Geoffrey C. Waldbieser* and Brian G. Bosworth
USDA, Agricultural Research Service, Warmwater Aquaculture Research Unit, Stoneville, MS USA
Geoff.Waldbieser@ars.usda.gov

We have produced a catfish genome sequence assembly in cooperation with scientists from Auburn University in order to support genomic research in channel catfish.  The assembly is based on Illumina sequencing data obtained from a homozygous, doubled haploid channel catfish. Contiguous sequence was assembled using the MaSuRCA pipeline, and contigs were scaffolded using paired Illumina sequences from libraries of 3 kb, 8 kb, and 34 kb insert size. The final phase of automated assembly utilized Illumina and PacBio sequence to fill intrascaffold gaps, and these gaps comprised only 1.4% of the assembly. Scaffolds were aligned to the high density genetic map and scaffolding errors were corrected manually. The resulting assembly contained 645 scaffolds (761 Mb) linked to chromosomes with an average scaffold length of 1.2 Mb.  An additional 9,408 small scaffolds (average length 2.7 kb) contained 22 Mb that could not be linked to chromosomes. The homozygous reference genome, PCR-Free Illumina libraries, long PacBio sequences, and scaffold correction guided by the genetic map contributed to a high level of contiguity and accuracy of the assembly.
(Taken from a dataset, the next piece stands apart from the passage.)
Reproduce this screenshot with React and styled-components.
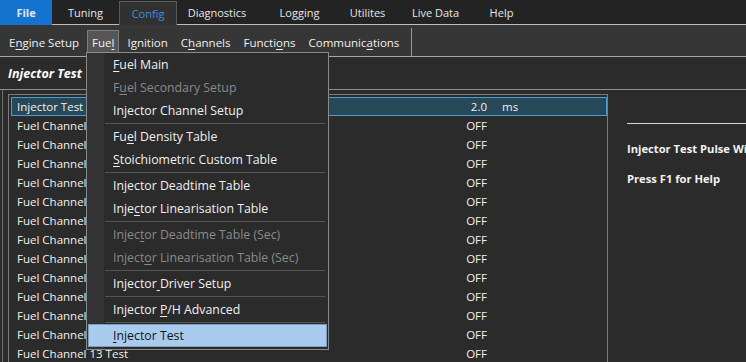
import React from 'react';
import styled, { createGlobalStyle } from 'styled-components';

const GlobalStyle = createGlobalStyle`
  html, body { margin: 0; padding: 0; background: #2b2b2b; }
  body { font-family: "Open Sans", "Noto Sans", sans-serif; }
  * { box-sizing: border-box; }
`;

const FONT = '"Open Sans", "Noto Sans", sans-serif';

const Screen = styled.div`
  position: relative;
  width: 746px;
  height: 362px;
  overflow: hidden;
  background: #2b2b2b;
  color: #f0f0f0;
  font-family: ${FONT};
  font-size: 11.5px;
  display: flex;
  flex-direction: column;
`;

const MenuBar = styled.div`
  height: 25px;
  display: flex;
  flex-shrink: 0;
  background: #232323;
  font-size: 11px;
`;

const MenuTab = styled.div`
  width: ${(p) => p.$w}px;
  height: 25px;
  display: flex;
  align-items: center;
  justify-content: center;
  color: ${(p) => (p.$active ? '#3a8fe0' : '#e6e6e6')};
  font-weight: ${(p) => (p.$primary ? 700 : 400)};
  background: ${(p) => (p.$primary ? '#1573d0' : 'transparent')};
  border-bottom: 1px solid ${(p) => (p.$primary ? '#1573d0' : '#bdbdbd')};
  ${(p) =>
    p.$active &&
    `border: 1px solid #5a5a5a; border-bottom: none; margin-top: 1px; height: 24px; background: #313131;`}
`;

const Filler = styled.div`
  flex: 1;
  border-bottom: 1px solid #bdbdbd;
`;

const Ribbon = styled.div`
  height: 32px;
  flex-shrink: 0;
  display: flex;
  align-items: flex-end;
  gap: 3px;
  padding-left: 4px;
  background: #363636;
  border-bottom: 1px solid #a8a8a8;
`;

const RibbonItem = styled.div`
  height: 23px;
  padding: 0 4px;
  margin-bottom: 3px;
  display: flex;
  align-items: center;
  color: #f0f0f0;
  white-space: nowrap;
  background: ${(p) => (p.$open ? '#565656' : 'transparent')};
  border: 1px solid ${(p) => (p.$open ? '#7c7c7c' : 'transparent')};
  border-bottom: none;
`;

const RibbonSep = styled.div`
  width: 1px;
  height: 28px;
  margin-left: 4px;
  background: #9a9a9a;
`;

const Label = styled.span`
  white-space: pre;
`;

const Key = styled.span`
  text-decoration: underline;
  text-underline-offset: 2px;
`;

const TitleBar = styled.div`
  height: 33px;
  flex-shrink: 0;
  display: flex;
  align-items: center;
  padding-left: 8px;
  border-bottom: 1px solid #8e8e8e;
  font-size: 12.5px;
  font-weight: 700;
  font-style: italic;
  color: #ffffff;
`;

const Body = styled.div`
  flex: 1;
  display: flex;
  min-height: 0;
`;

const Frame = styled.div`
  margin-left: 2px;
  border-left: 1px solid #6e6e6e;
  padding: 4px 0 0 5px;
`;

const ListBox = styled.div`
  width: 600px;
  height: 100%;
  border: 1px solid #7c7c7c;
  border-bottom: none;
  padding: 2px 0 0 2px;
`;

const Row = styled.div`
  height: 19px;
  display: grid;
  grid-template-columns: 410px 60px 1fr;
  align-items: center;
  padding-left: 5px;
  color: #f4f1e8;
  white-space: nowrap;
  background: ${(p) => (p.$selected ? '#264858' : 'transparent')};
  border: 1px solid ${(p) => (p.$selected ? '#4a9bcf' : 'transparent')};
`;

const Value = styled.span`
  text-align: right;
`;

const Unit = styled.span`
  padding-left: 15px;
`;

const HelpPanel = styled.div`
  flex: 1;
  padding: 33px 0 0 19px;
  overflow: hidden;
  white-space: nowrap;
  font-size: 11.2px;
`;

const HelpRule = styled.div`
  height: 1px;
  background: #d8d8d8;
  margin-bottom: 16px;
`;

const HelpText = styled.div`
  font-weight: 700;
  color: #f2f2f2;
  height: 30px;
  line-height: 18px;
`;

const Dropdown = styled.div`
  position: absolute;
  left: 86px;
  top: 52px;
  width: 243px;
  height: 298px;
  border: 1px solid #8a8a8a;
  padding: 0 1px 1px 0;
  background: linear-gradient(to right, #333333 0 17px, #2b2b2b 17px);
  display: flex;
  flex-direction: column;
  font-size: 12.3px;
`;

const DropItem = styled.div`
  height: 23px;
  display: flex;
  align-items: center;
  padding-left: ${(p) => (p.$hot ? '24px' : '25px')};
  white-space: nowrap;
  color: ${(p) => (p.$disabled ? '#8a8a8a' : p.$hot ? '#141414' : '#f0f0f0')};
  background: ${(p) => (p.$hot ? '#a9cbee' : 'transparent')};
  border: 1px solid ${(p) => (p.$hot ? '#7d9cbc' : 'transparent')};
  margin-left: ${(p) => (p.$hot ? '1px' : '0')};
`;

const DropSep = styled.div`
  height: 3px;
  margin: 0 2px 0 18px;
  display: flex;
  align-items: center;
  &::after {
    content: '';
    flex: 1;
    height: 1px;
    background: #555555;
  }
`;

const tabs = [
  { label: 'File', w: 52, primary: true },
  { label: 'Tuning', w: 67 },
  { label: 'Config', w: 58, active: true },
  { label: 'Diagnostics', w: 80 },
  { label: 'Logging', w: 85 },
  { label: 'Utilites', w: 51 },
  { label: 'Live Data', w: 85 },
  { label: 'Help', w: 47 },
];

const K = (pre, key, post) => (
  <Label>
    {pre}
    <Key>{key}</Key>
    {post}
  </Label>
);

const ribbon = [
  { node: K('E', 'n', 'gine Setup') },
  { node: K('Fue', 'l', ''), open: true },
  { node: K('I', 'g', 'nition') },
  { node: K('C', 'h', 'annels') },
  { node: K('Functi', 'o', 'ns') },
  { node: K('Communic', 'a', 'tions') },
];

const menu = [
  { node: K('', 'F', 'uel Main') },
  { node: K('F', 'u', 'el Secondary Setup'), disabled: true },
  { node: K('In', 'j', 'ector Channel Setup') },
  { sep: true },
  { node: K('Fu', 'e', 'l Density Table') },
  { node: K('', 'S', 'toichiometric Custom Table') },
  { sep: true },
  { node: K('In', 'j', 'ector Deadtime Table') },
  { node: K('Inje', 'c', 'tor Linearisation Table') },
  { sep: true },
  { node: K('Injec', 't', 'or Deadtime Table (Sec)'), disabled: true },
  { node: K('Inject', 'o', 'r Linearisation Table (Sec)'), disabled: true },
  { sep: true },
  { node: K('Injector', ' ', 'Driver Setup') },
  { sep: true },
  { node: K('Injector ', 'P', '/H Advanced') },
  { sep: true },
  { node: K('', 'I', 'njector Test'), hot: true },
];

const rows = [
  { name: 'Injector Test', value: '2.0', unit: 'ms', selected: true },
  ...Array.from({ length: 13 }, (_, i) => ({
    name: `Fuel Channel ${i + 1} Test`,
    value: 'OFF',
    unit: '',
  })),
];

export default function App() {
  return (
    <Screen>
      <GlobalStyle />
      <MenuBar>
        {tabs.map((t) => (
          <MenuTab key={t.label} $w={t.w} $primary={t.primary} $active={t.active}>
            {t.label}
          </MenuTab>
        ))}
        <Filler />
      </MenuBar>
      <Ribbon>
        {ribbon.map((r, i) => (
          <RibbonItem key={i} $open={r.open}>
            {r.node}
          </RibbonItem>
        ))}
        <RibbonSep />
      </Ribbon>
      <TitleBar>Injector Test</TitleBar>
      <Body>
        <Frame>
          <ListBox>
            {rows.map((r) => (
              <Row key={r.name} $selected={r.selected}>
                <span>{r.name}</span>
                <Value>{r.value}</Value>
                <Unit>{r.unit}</Unit>
              </Row>
            ))}
          </ListBox>
        </Frame>
        <HelpPanel>
          <HelpRule />
          <HelpText>Injector Test Pulse Width</HelpText>
          <HelpText>Press F1 for Help</HelpText>
        </HelpPanel>
      </Body>
      <Dropdown>
        {menu.map((m, i) =>
          m.sep ? (
            <DropSep key={i} />
          ) : (
            <DropItem key={i} $disabled={m.disabled} $hot={m.hot}>
              {m.node}
            </DropItem>
          )
        )}
      </Dropdown>
    </Screen>
  );
}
In order to identify sequence variation within our Delta Select breeding population, genomic DNA was isolated from 48 founder animals, sheared, and fragments from 500-600bp length were isolated with a BluePippin instrument. PCR-Free libraries were produced and sequenced on the Illumina NextSeq 500 platform to provide 25 to 40 million paired reads per animal. Sequences were aligned to the reference genome and processed through the Genome Analysis Toolkit (GATK) variant discovery pipeline for identification of single nucleotide polymorphisms (SNP) and structural variants, such as insertions and deletions, that are segregating in this population. Twelve million raw SNPs were filtered to remove strand bias, excessive depth of coverage, and loci within 50 bp of other SNPs or structural variants. This resulted in 1.6 million SNPs with a minor allele frequency of at least 0.05.

Integrating the genome assembly with the genetic map thus increased the number of localized SNP markers with higher accuracy in marker position along the scaffold. For example, chromosome 1 contained 1,016 SNP markers on the genetic map, but 79,273 SNP markers on the chromosome 1 scaffolds. Thus the number of SNPs per centimorgan distance increased from 4 to 570 on this chromosome. Current research involves the independent validation of SNP markers through a genotyping array. A SNP array will then be designed for genotyping of phenotyped animals to resolve genomic relationships between tested animals in order to improve the accuracy of estimated breeding values. We are also identifying larger structural variants in the Delta Select population and smaller structural variants (such as indels and microsatellite loci) useful for targeted analysis.